Generative Media Moves From Hype to Infrastructure

Something interesting is happening in the world of generative media. Not in the flashy, this-charactergot-its-fingers-right kind of way, but quietly — under the hood, in product workflows, and in infrastructure diagrams. The recent conversations and projects we’ve been part of have made something increasingly clear: we’re entering a second phase of generative AI, where speed, orchestration, and reliability matter more than paper benchmark scores.

Image generation is already there. Between models like Imagen 3, Flux, SDXL, and their fine-tuned cousins, there’s a growing sense of stability. Marginal improvements in resolution, fidelity, and stylistic control still matter, especially to commercial users, but the goalposts feel relatively fixed. Developers can now choose their model like an artist picks brushes: different tools for different jobs — from stylized avatars to pixel-perfect logos to archetypal product photos.

Video generation is a different story. It still feels like a knife fight in a phone booth, with new entrants leapfrogging each other every couple of weeks. There’s no single reigning champion. Sora, Luma, Runway, and others have all had their moment. That volatility is exciting, but it poses a serious challenge for entrepreneurs and researchers who want to build “on top” of video, not just with it. It’s hard to commit to tooling when the underlying capabilities might shift by next Tuesday.

This constant flux makes infrastructure oddly more interesting — and strategic — than one might assume. It also highlights just how much ground we’re still covering, even in areas that seem mundane. One of our early efforts, for example, was shaving stable diffusion’s cold-start latency from 19 seconds to something plausible for user interaction. Kubernetes orchestration alone introduced a ~5 second delay that just wasn’t viable for production. At that time, we had 8 GPUs. Now we routinely orchestrate workloads across tens of thousands, layered across multiple clouds and file systems, with caching handcrafted down to RAM and NVMe levels.

Those infrastructure decisions aren’t side quests. They determine what kinds of user experiences are even possible — and how quickly someone can go from “I wonder” to “here’s the asset.” For real-time generation and interactive workflows in particular, being able to serve cold-start workloads in milliseconds rather than seconds is a deal-breaker.

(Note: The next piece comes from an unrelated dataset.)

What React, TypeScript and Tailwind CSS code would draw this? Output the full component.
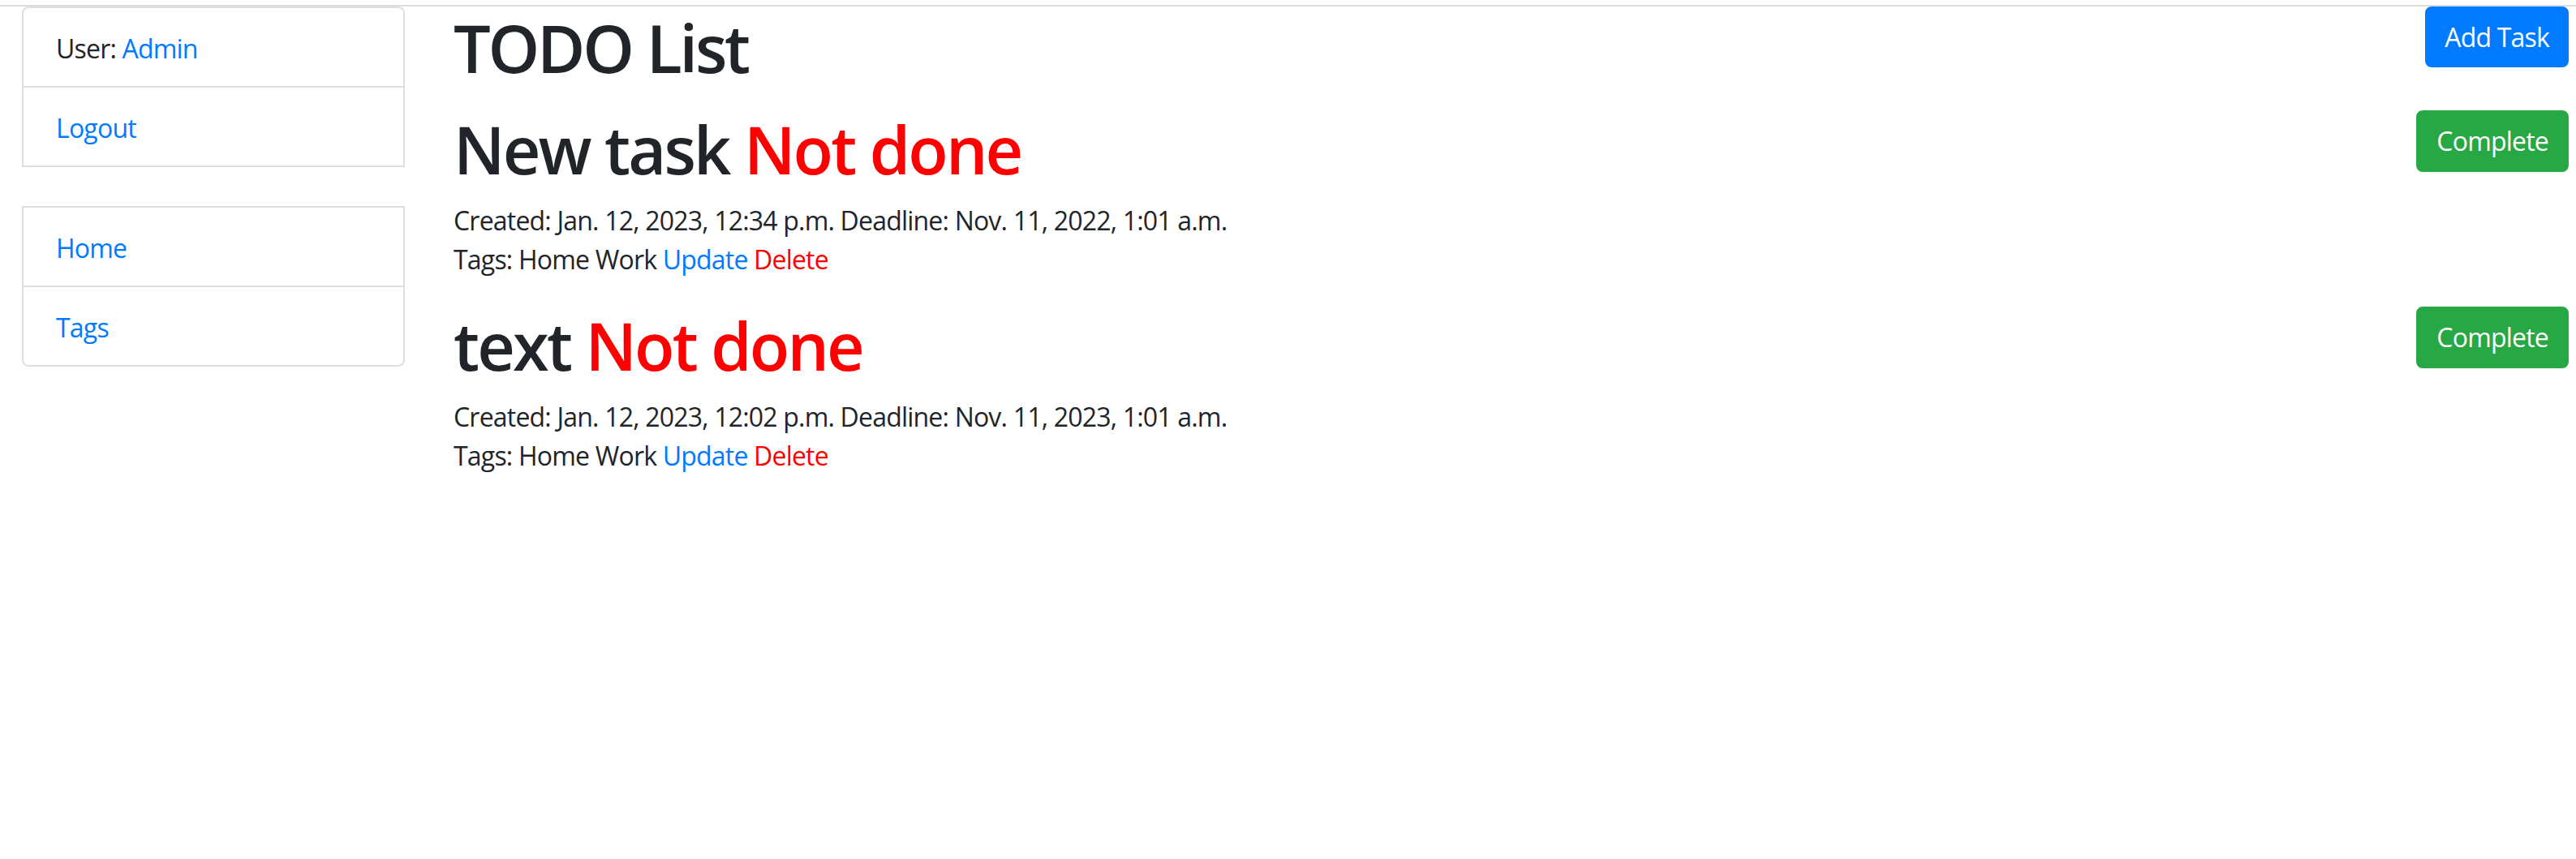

Fine-tuning is another area that’s getting more operationally interesting. It turns out that image generation workflows favor fine-tuning far more than language models do — not just 10x or 100x, but more like 1,000x more frequent. There’s a clear reason: brand consistency, character control, and creative stylization still require a tight feedback loop. One developer might fine-tune a model for a retail client’s product catalog; another might build a pipeline for virtual try-ons. The need for this kind of granularity makes the system dynamic in a very literal sense — the underlying models are often being shaped en route to deployment.

As generative workflows become more complex — chains of models doing things like background removal, segmentation, inpainting, 3D estimation, and final rendering — it’s striking how much tooling ergonomics start to matter. A good visual orchestration tool becomes not just a convenience, but a kind of compiler for creativity. Developers are building “apps” from models now, and they want more than console calls — they want legible interfaces for chaining logic, asset management, and iterative trial.

At the same time, marketplaces are emerging not from marketing pushes, but from usage patterns. Developers increasingly want a central place where they can browse viable video models, embed versions that are stable and fast, fine-tune if needed, and move on. On the flip side, model creators want to launch models into developer ecosystems without babysitting infrastructure, inference cost spikes, or janky web demos. If a closed model appears in our UI one day, it’s typically because enough developers asked for it that someone upstream said yes.

This isn’t just about supply meeting demand — it’s about platform integrity. We’ve bet heavily on customer proximity: small teams talking directly to users, engineers joining Slack channels and helping debug prompts or chain optimizations. There’s something fulfilling — and effective — about building systems this way. Not perfectly scalable perhaps, but visionary enough to evolve along with the landscape.

All of this — the competitive sprint in video, the workflow escalation in image, the quietly biblical amount of GPU being spun up and spun down — points to something bigger. We don’t think generative video is a fad. It’s not even a question anymore. Like mobile video before it, it’s an inevitable output mode. If you can promise, say, a tailored ad campaign with real-time rendering of scenes incorporating seasonal elements, or emoji-induced variations for consumer engagement, someone will say yes — and someone else will figure out how to do it cheaper next week.

If we had to circle a year on the calendar: 2025. That’s when this tips. Not just in quality, but in integration and utility. From real-time ads to interactive virtual experiences, from AI-powered game cinematics to everyday generative recreation, we’re getting close. The ideas are out of the lab. The systems are in Slack. It’s less magic now than momentum.